4. Working Men’s Institute
New Harmony was known for the early pioneer science that took place here. Check out the exhibits on the second floor. What is the strangest animal you see?
5. Harmonist Cemetery and Native American Burial Mounds
How does archaeology enhance our understanding of history here and at other sites throughout New Harmony?

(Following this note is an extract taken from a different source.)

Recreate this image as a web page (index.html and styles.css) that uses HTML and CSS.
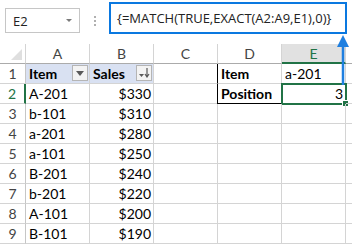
FILE: index.html
```html
<!DOCTYPE html>
<html>
    <head>
        <meta charset="utf-8">
        <title>EXACT match</title>
        <link rel="stylesheet" href="styles.css">
    </head>
    <body>
        <div class="bar">
            <div class="namebox"><span>E2</span><span class="caret"></span></div>
            <div class="dots"><i></i><i></i><i></i></div>
            <div class="formula">{=MATCH(TRUE,EXACT(A2:A9,E1),0)}</div>
        </div>
        <div class="sheet">
            <div class="hd corner"></div>
            <div class="hd">A</div>
            <div class="hd">B</div>
            <div class="hd">C</div>
            <div class="hd">D</div>
            <div class="hd sel">E</div>
            <div class="hd rest"></div>

            <div class="rn">1</div>
            <div class="c th">Item<span class="filter"><svg width="8" height="5" viewBox="0 0 8 5"><path d="M0 0h8L4 5z" fill="#595959"/></svg></span></div>
            <div class="c th">Sales<span class="filter"><svg width="11" height="10" viewBox="0 0 11 10"><path d="M0 6h5L2.5 9z" fill="#595959"/><path d="M8 0v8M6 6l2 3 2-3" stroke="#595959" stroke-width="1.2" fill="none"/></svg></span></div>
            <div class="c"></div>
            <div class="c b bl">Item</div>
            <div class="c">a-201</div>
            <div class="c rest"></div>

            <div class="rn on">2</div>
            <div class="c">A-201</div>
            <div class="c r">$330</div>
            <div class="c"></div>
            <div class="c b bl bb">Position</div>
            <div class="c r active">3<span class="handle"></span></div>
            <div class="c rest"></div>

            <div class="rn">3</div>
            <div class="c">b-101</div>
            <div class="c r">$310</div>
            <div class="c"></div><div class="c"></div><div class="c"></div><div class="c rest"></div>

            <div class="rn">4</div>
            <div class="c">a-201</div>
            <div class="c r">$280</div>
            <div class="c"></div><div class="c"></div><div class="c"></div><div class="c rest"></div>

            <div class="rn">5</div>
            <div class="c">a-101</div>
            <div class="c r">$250</div>
            <div class="c"></div><div class="c"></div><div class="c"></div><div class="c rest"></div>

            <div class="rn">6</div>
            <div class="c">B-201</div>
            <div class="c r">$240</div>
            <div class="c"></div><div class="c"></div><div class="c"></div><div class="c rest"></div>

            <div class="rn">7</div>
            <div class="c">b-201</div>
            <div class="c r">$220</div>
            <div class="c"></div><div class="c"></div><div class="c"></div><div class="c rest"></div>

            <div class="rn">8</div>
            <div class="c">A-101</div>
            <div class="c r">$200</div>
            <div class="c"></div><div class="c"></div><div class="c"></div><div class="c rest"></div>

            <div class="rn">9</div>
            <div class="c">B-101</div>
            <div class="c r">$190</div>
            <div class="c"></div><div class="c"></div><div class="c"></div><div class="c rest"></div>
        </div>
        <!-- callout arrow pointing at the formula bar -->
        <svg class="arrow" width="14" height="50" viewBox="0 0 14 50">
            <path d="M7 10V50" stroke="#1f7fe0" stroke-width="2.5"/>
            <path d="M7 0L1 12h12z" fill="#1f7fe0"/>
        </svg>
    </body>
</html>
```
FILE: styles.css
```css
*{
    margin: 0;
    padding: 0;
    box-sizing: border-box;
}
body{
    width: 352px;
    height: 244px;
    overflow: hidden;
    background: #fff;
    font-family: Lato, "Liberation Sans", sans-serif;
    font-size: 14px;
    color: #000;
    position: relative;
}
.bar{
    height: 44px;
    display: flex;
    align-items: flex-start;
    font-family: "Open Sans", "Liberation Sans", sans-serif;
    font-size: 13px;
    color: #222;
}
.namebox{
    margin: 8px 0 0 5px;
    width: 75px;
    height: 25px;
    border: 1px solid #c6c6c6;
    display: flex;
    align-items: center;
    justify-content: space-between;
    padding: 0 7px 0 7px;
}
.caret{
    width: 0;
    height: 0;
    border-left: 3px solid transparent;
    border-right: 3px solid transparent;
    border-top: 3px solid #7a7a7a;
}
.dots{
    width: 29px;
    height: 25px;
    margin-top: 8px;
    display: flex;
    flex-direction: column;
    align-items: center;
    justify-content: center;
    gap: 2px;
}
.dots i{
    width: 2px;
    height: 2px;
    background: #b0b0b0;
}
.formula{
    margin-top: 2px;
    width: 238px;
    height: 32px;
    border: 2px solid #0a78e0;
    padding: 0 0 0 6px;
    line-height: 28px;
    white-space: nowrap;
}
.sheet{
    display: grid;
    grid-template-columns: 26px repeat(5, 64px) 1fr;
    grid-auto-rows: 20px;
}
.hd{
    height: 20px;
    border-right: 1px solid #d4d4d4;
    border-bottom: 1px solid #ababab;
    text-align: center;
    line-height: 19px;
    color: #444;
    font-size: 14px;
}
.corner{
    position: relative;
}
.corner::after{
    content: "";
    position: absolute;
    right: 3px;
    bottom: 3px;
    border-left: 11px solid transparent;
    border-bottom: 11px solid #dfdfdf;
}
.hd.sel{
    background: #e1e1e1;
    color: #217346;
    border-bottom: 2px solid #217346;
}
.rn{
    border-right: 1px solid #c6c6c6;
    border-bottom: 1px solid #d4d4d4;
    text-align: center;
    line-height: 20px;
    color: #444;
    font-size: 14px;
}
.rn.on{
    color: #217346;
    border-right: 2px solid #217346;
}
.c{
    border-right: 1px solid #d4d4d4;
    border-bottom: 1px solid #d4d4d4;
    padding: 0 3px;
    line-height: 20px;
    white-space: nowrap;
    position: relative;
}
.rest{
    border-right: none;
}
.r{
    text-align: right;
    padding-right: 2px;
}
.b{
    font-weight: bold;
}
.th{
    background: #d9e1f2;
    font-weight: bold;
}
.filter{
    position: absolute;
    right: 1px;
    top: 1px;
    width: 16px;
    height: 16px;
    background: #f3f3f3;
    border: 1px solid #b5b5b5;
    display: flex;
    align-items: center;
    justify-content: center;
}
.bl{
    border-left: 1px solid #000;
    margin-left: -1px;
}
.bb{
    border-bottom: 1px solid #000;
}
.active{
    outline: 2px solid #217346;
    outline-offset: -1px;
}
.handle{
    position: absolute;
    right: -4px;
    bottom: -4px;
    width: 7px;
    height: 7px;
    background: #217346;
    border: 1px solid #fff;
}
.arrow{
    position: absolute;
    left: 336px;
    top: 35px;
}
```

6. New Harmony Gallery of Contemporary Art
Ask one of the local artists about their work in the gallery. You can ask them how they made it, what their studio is like, how long they have been working or what they are working on next.
7. Lenz House
Each single-family Harmonist house sat on a quarter-acre, which included a barn and garden. The Lenz garden is a partial reconstruction of a Harmonist garden, which would have been larger than this with dirt paths and would have included flowers, vegetables, fruit trees and herbs. Do you recognize any plants currently growing in the garden?
8. Paul Tillich Site
Find the rest of this quote: “Man and nature belong..." What is meant by this? Do you agree?
9. Lichtenberger Building: Maximilian-Bodmer Print Exhibition
Find the portrait of Mato-Tope, chief of the Mandan Indians. Not long after the Maximilian Bodmer expedition traveled up the Missouri River, the Mandans became a lost culture. Do you know what caused their near extinction?
10. Cathedral Labyrinth
Labyrinths have been used by humankind, including Native Americans, for over 4,000 years. They are often considered a metaphor for life’s winding path. Take time to quietly walk this labyrinth and discover its meaning and purpose for you. What do the 6 inner petals mean?
11. Harmony Way Bridge
This bridge has been closed since 2012. Find out why and what makes this bridge so unique.
12. Schnee-Ribeyre-Elliott House
This building houses Historic New Harmony administrative staff. Find out how you could get involved at Historic New Harmony as an Atheneum site interpreter or sales assistant, an intern or volunteer.